Not only should investors be trimming their underweights to equities, they should rethink what had become conventional wisdom in terms of geographic and sector allocation, according to Trevor Greetham, asset allocation director at Fidelity International. He believes the global economy will soon enter a “reflation” phase.
“Within equities, I think we could be seeing the start of some important new trends. I’ve moved US equities overweight at the expense of Asia and the emerging markets. I continue to move money away from industrials, including resources, covering an underweight in global financials held since April 2007, increasing my overweight in healthcare and moving slightly overweight the global consumer sector,” he says. “Financials and consumer stocks are historically the best performers in the reflation stage of the cycle and they’ve been underperforming the broader equity markets for a long time.”
2. Do nothing, at least as long as cash is yielding 8 per cent or so.
AustralianSuper has been the most celebrated advocate of this strategy to date. It’s investment committee has hoarded almost all of the $3 billion it received in the year to October in cash, while at schemes like AGEST and Seafarers Retirement Fund, the members have been rushing into ‘readies’ all by themselves. “It’s a brave fund which is not building up cash at this stage,” says Funds SA chief executive, Richard Smith.
“We need to be sure that the global banking system can be recapitalised… one plank of that is the rescue packages being accepted by markets.” Of course, even if you’re “doing nothing” it’s not a good idea to actually do nothing, especially since the risk/ return dynamics of the cash asset class were turned on their head last month by the Rudd Government guarantee on all bank and credit union deposits.
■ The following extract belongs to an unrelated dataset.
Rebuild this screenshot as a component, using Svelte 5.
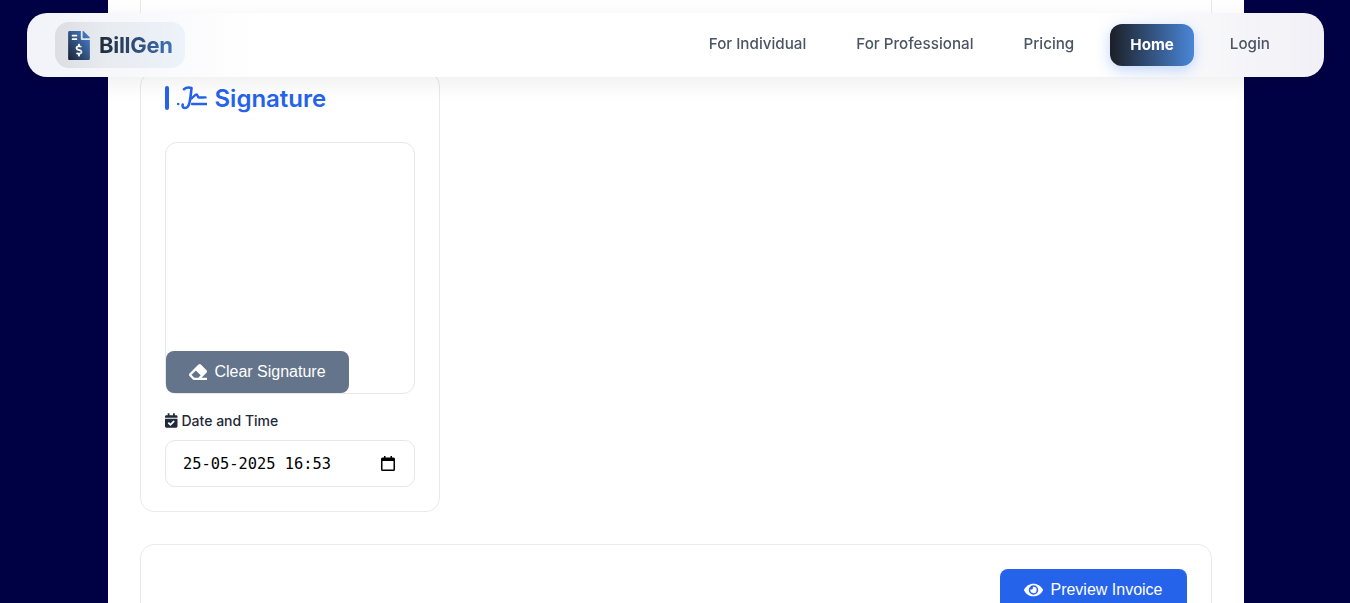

Australian fixed income broker FIIG Securities says investors should switch into guaranteed deposits or guaranteed debt instruments with the highest yield, irrespective of the issuer, as the Government’s decision to guarantee bank deposits means all issuers under the guarantee are essentially Australian Government AAA risk. FIIG Securities head of research, Justin McCarthy, calls the guarantee an “unprecedented opportunity” but warns investors to ensure their term deposit maturities occur within the three year time frame of the Government’s offer.
“The announcement by the Government means a complete change in the fixed income competitive landscape. Unusually, deposits with authorised deposit-taking institutions are now less risky than semi-government bonds. We expect State Governments to lobby the Federal Government for inclusion to remove this distortion. However under the current conditions, on a relative basis, term deposits or bank-issued guaranteed bonds offer a higher yield with a Federal Government guarantee,” McCarthy says.